Peltz hopes Hart’s bubbly confidence is justified. He was the director of Spectrum Boxing from 1973 to 1980, when crowds of 10,000 regularly flocked to South Philly to see some of the all-Philly turf wars he so cherishes, interspersed by the appearance of such world-class visitors as Marvin Hagler and Billy “Dynamite” Douglas. But the Spectrum was torn down in increments between November 2010 and May 2011, and the city’s hallowed club-fight site, the Blue Horizon, located just a few blocks down North Broad Street from the Liacouras Center, has been shuttered since June 2010. Many of the better boxers to come out of Philly’s still-flowing pipeline have had to seek their fortunes elsewhere once they grow beyond the small venues to which the sport too often is relegated within city limits.

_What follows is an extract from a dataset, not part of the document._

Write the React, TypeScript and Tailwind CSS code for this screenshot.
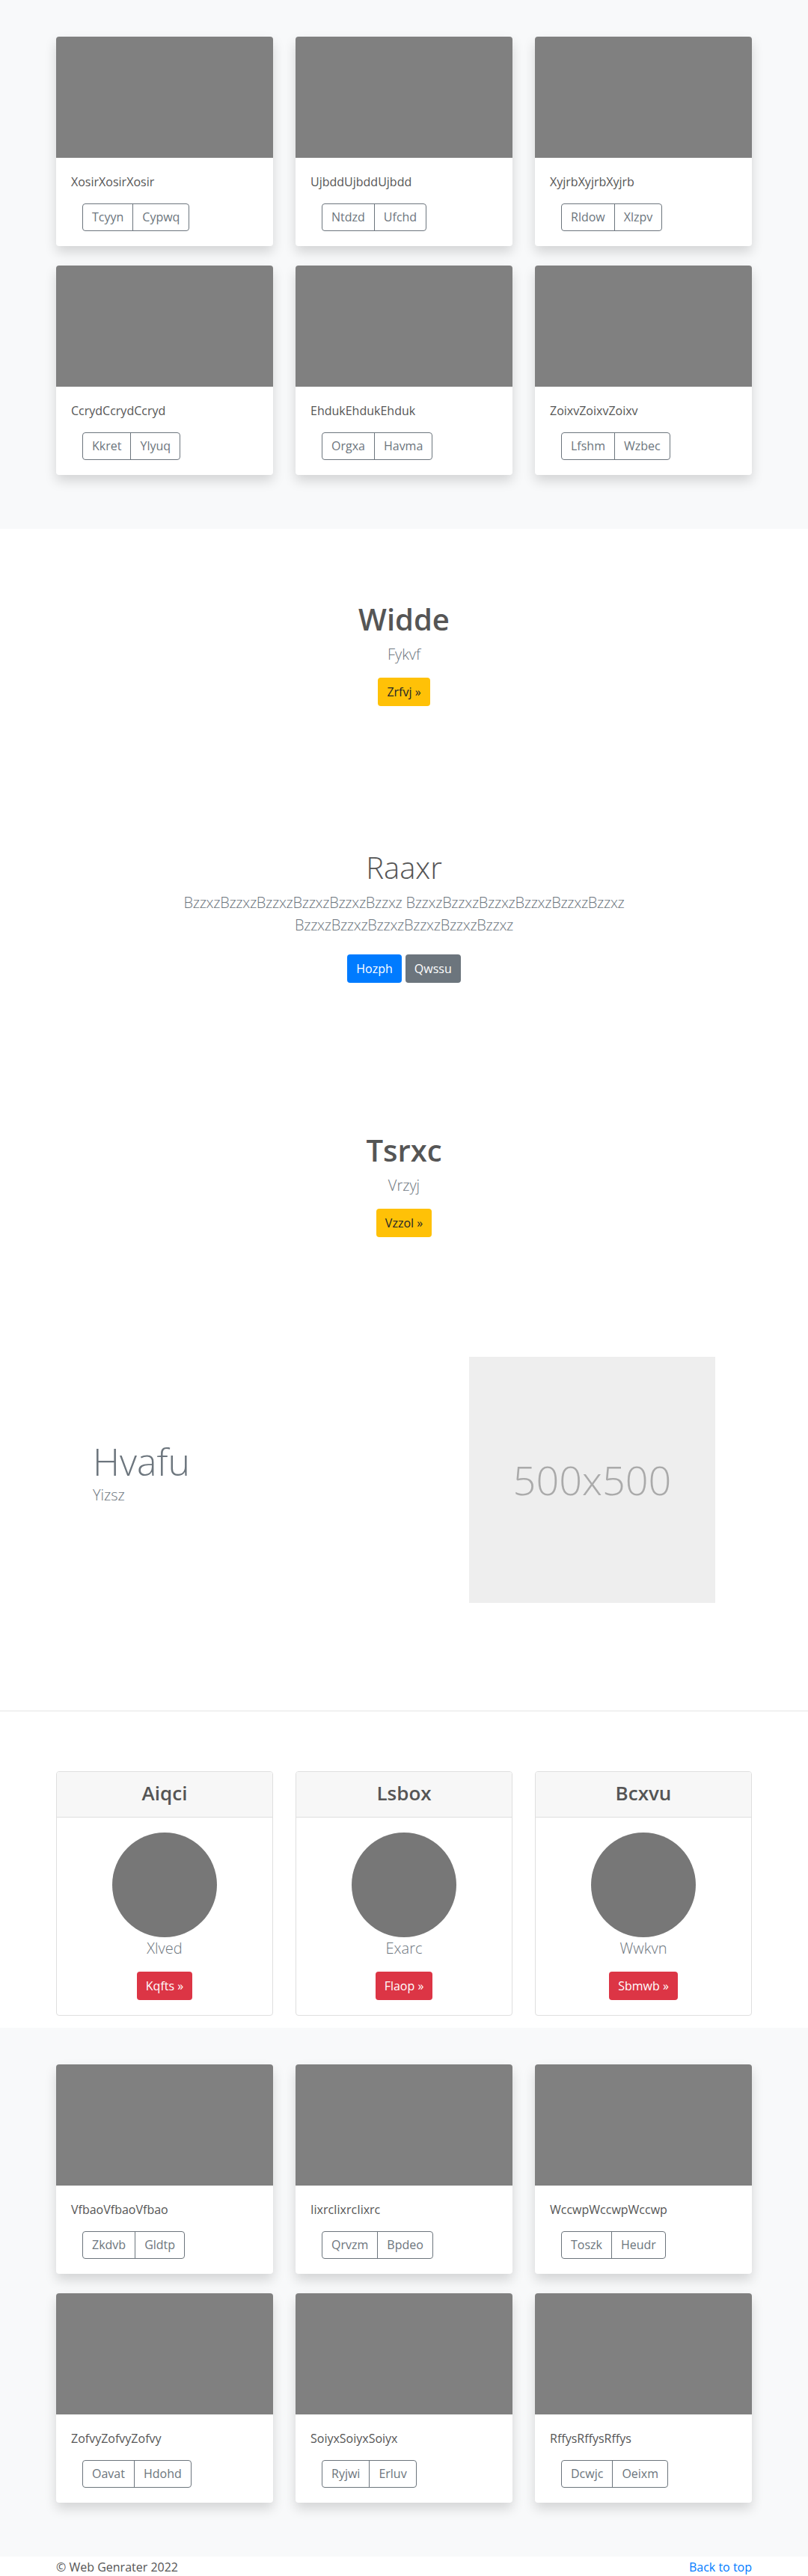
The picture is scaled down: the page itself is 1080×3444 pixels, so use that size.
import React from "react";

type AlbumItem = { title: string; a: string; b: string };

const albumTop: AlbumItem[] = [
  { title: "XosirXosirXosir", a: "Tcyyn", b: "Cypwq" },
  { title: "UjbddUjbddUjbdd", a: "Ntdzd", b: "Ufchd" },
  { title: "XyjrbXyjrbXyjrb", a: "Rldow", b: "Xlzpv" },
  { title: "CcrydCcrydCcryd", a: "Kkret", b: "Ylyuq" },
  { title: "EhdukEhdukEhduk", a: "Orgxa", b: "Havma" },
  { title: "ZoixvZoixvZoixv", a: "Lfshm", b: "Wzbec" },
];

const albumBottom: AlbumItem[] = [
  { title: "VfbaoVfbaoVfbao", a: "Zkdvb", b: "Gldtp" },
  { title: "IixrcIixrcIixrc", a: "Qrvzm", b: "Bpdeo" },
  { title: "WccwpWccwpWccwp", a: "Toszk", b: "Heudr" },
  { title: "ZofvyZofvyZofvy", a: "Oavat", b: "Hdohd" },
  { title: "SoiyxSoiyxSoiyx", a: "Ryjwi", b: "Erluv" },
  { title: "RffysRffysRffys", a: "Dcwjc", b: "Oeixm" },
];

const plans = [
  { name: "Aiqci", sub: "Xlved", btn: "Kqfts" },
  { name: "Lsbox", sub: "Exarc", btn: "Flaop" },
  { name: "Bcxvu", sub: "Wwkvn", btn: "Sbmwb" },
];

function Album({ items }: { items: AlbumItem[] }) {
  return (
    <section className="bg-[#f8f9fa] pt-[49px] pb-[72px]">
      <div className="mx-auto grid w-[930px] grid-cols-3 gap-x-[30px] gap-y-[26px]">
        {items.map((it) => (
          <div
            key={it.title}
            className="overflow-hidden rounded-[4px] bg-white shadow-[0_8px_16px_rgba(0,0,0,0.15)]"
          >
            <div className="h-[162px] bg-[#808080]" />
            <div className="p-5">
              <p className="text-base leading-6 text-[#555]">{it.title}</p>
              <div className="mt-[17px] ml-[15px] inline-flex rounded-[4px] border border-[#6c757d] text-base leading-[25px] text-[#6c757d]">
                <button className="px-3 py-[5px]">{it.a}</button>
                <button className="border-l border-[#6c757d] px-3 py-[5px]">{it.b}</button>
              </div>
            </div>
          </div>
        ))}
      </div>
    </section>
  );
}

export default function App() {
  const lead = "Bzzxz".repeat(6);
  return (
    <div className="bg-white font-['Open_Sans',sans-serif] text-[#555]">
      <Album items={albumTop} />

      <section className="pt-[97px] text-center">
        <h1 className="text-[40px] leading-[48px] font-semibold text-[#555]">Widde</h1>
        <p className="mt-2 text-[20px] leading-[30px] font-light text-[#6c757d]">Fykvf</p>
        <div className="mt-4 flex justify-center">
          <a className="rounded-[4px] bg-[#ffc107] px-3 py-[7px] text-base leading-6 text-[#212529]">
            Zrfvj »
          </a>
        </div>
      </section>

      <section className="pt-[192px] text-center">
        <h1 className="text-[40px] leading-[48px] font-light text-[#555]">Raaxr</h1>
        <p className="mx-auto mt-2 max-w-[700px] text-[20px] leading-[30px] font-light tracking-[-0.3px] text-[#6c757d]">
          {lead} {lead} {lead}
        </p>
        <div className="mt-6 flex justify-center gap-[5px]">
          <a className="rounded-[4px] bg-[#007bff] px-3 py-[7px] text-base leading-6 text-white">Hozph</a>
          <a className="rounded-[4px] bg-[#6c757d] px-3 py-[7px] text-base leading-6 text-white">Qwssu</a>
        </div>
      </section>

      <section className="pt-[200px] text-center">
        <h1 className="text-[40px] leading-[48px] font-semibold text-[#555]">Tsrxc</h1>
        <p className="mt-2 text-[20px] leading-[30px] font-light text-[#6c757d]">Vrzyj</p>
        <div className="mt-4 flex justify-center">
          <a className="rounded-[4px] bg-[#ffc107] px-3 py-[7px] text-base leading-6 text-[#212529]">
            Vzzol »
          </a>
        </div>
      </section>

      <section className="pt-[160px] pb-[144px]">
        <div className="mx-auto flex w-[930px] items-center px-[49px]">
          <div className="flex-1 pb-1">
            <h1 className="text-[50px] leading-[60px] font-light text-[#6c757d]">Hvafu</h1>
            <p className="mb-4 text-[20px] leading-[30px] font-light text-[#6c757d]">Yizsz</p>
          </div>
          <div className="flex h-[329px] w-[329px] items-center justify-center bg-[#eeeeee] text-[54px] font-light text-[#aaaaaa]">
            500x500
          </div>
        </div>
      </section>

      <section className="border-t border-[#e5e5e5] pt-[80px] pb-[16px]">
        <div className="mx-auto grid w-[930px] grid-cols-3 gap-x-[30px]">
          {plans.map((p) => (
            <div key={p.name} className="overflow-hidden rounded-[4px] border border-[#dfdfdf] bg-white text-center">
              <div className="flex h-[61px] items-center justify-center border-b border-[#dfdfdf] bg-[#f7f7f7] pb-1">
                <h4 className="text-[26px] leading-[32px] font-semibold text-[#555]">{p.name}</h4>
              </div>
              <div className="flex flex-col items-center p-5">
                <div className="h-[140px] w-[140px] rounded-full bg-[#777777]" />
                <p className="text-[20px] leading-[30px] font-light text-[#6c757d]">{p.sub}</p>
                <a className="mt-4 rounded-[4px] bg-[#dc3545] px-3 py-[7px] text-base leading-6 text-white">
                  {p.btn} »
                </a>
              </div>
            </div>
          ))}
        </div>
      </section>

      <Album items={albumBottom} />

      <footer className="pt-[2px]">
        <div className="mx-auto flex w-[930px] justify-between text-base leading-6">
          <p className="text-[#555]">© Web Genrater 2022</p>
          <a className="text-[#007bff]">Back to top</a>
        </div>
      </footer>
    </div>
  );
}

“Philly boxing needs these kind of fights to get us out of the catering halls and the warehouses and the tiny casino rooms and into bigger arenas, where we should be,” Peltz, who has promoted fight cards in the city since 1969, said of why Jennings-Dawejko is a touchstone for what was and might be again. “You can’t say that Philly is a great boxing town and have it confined to 1,500-seat venues. It just doesn’t calculate.”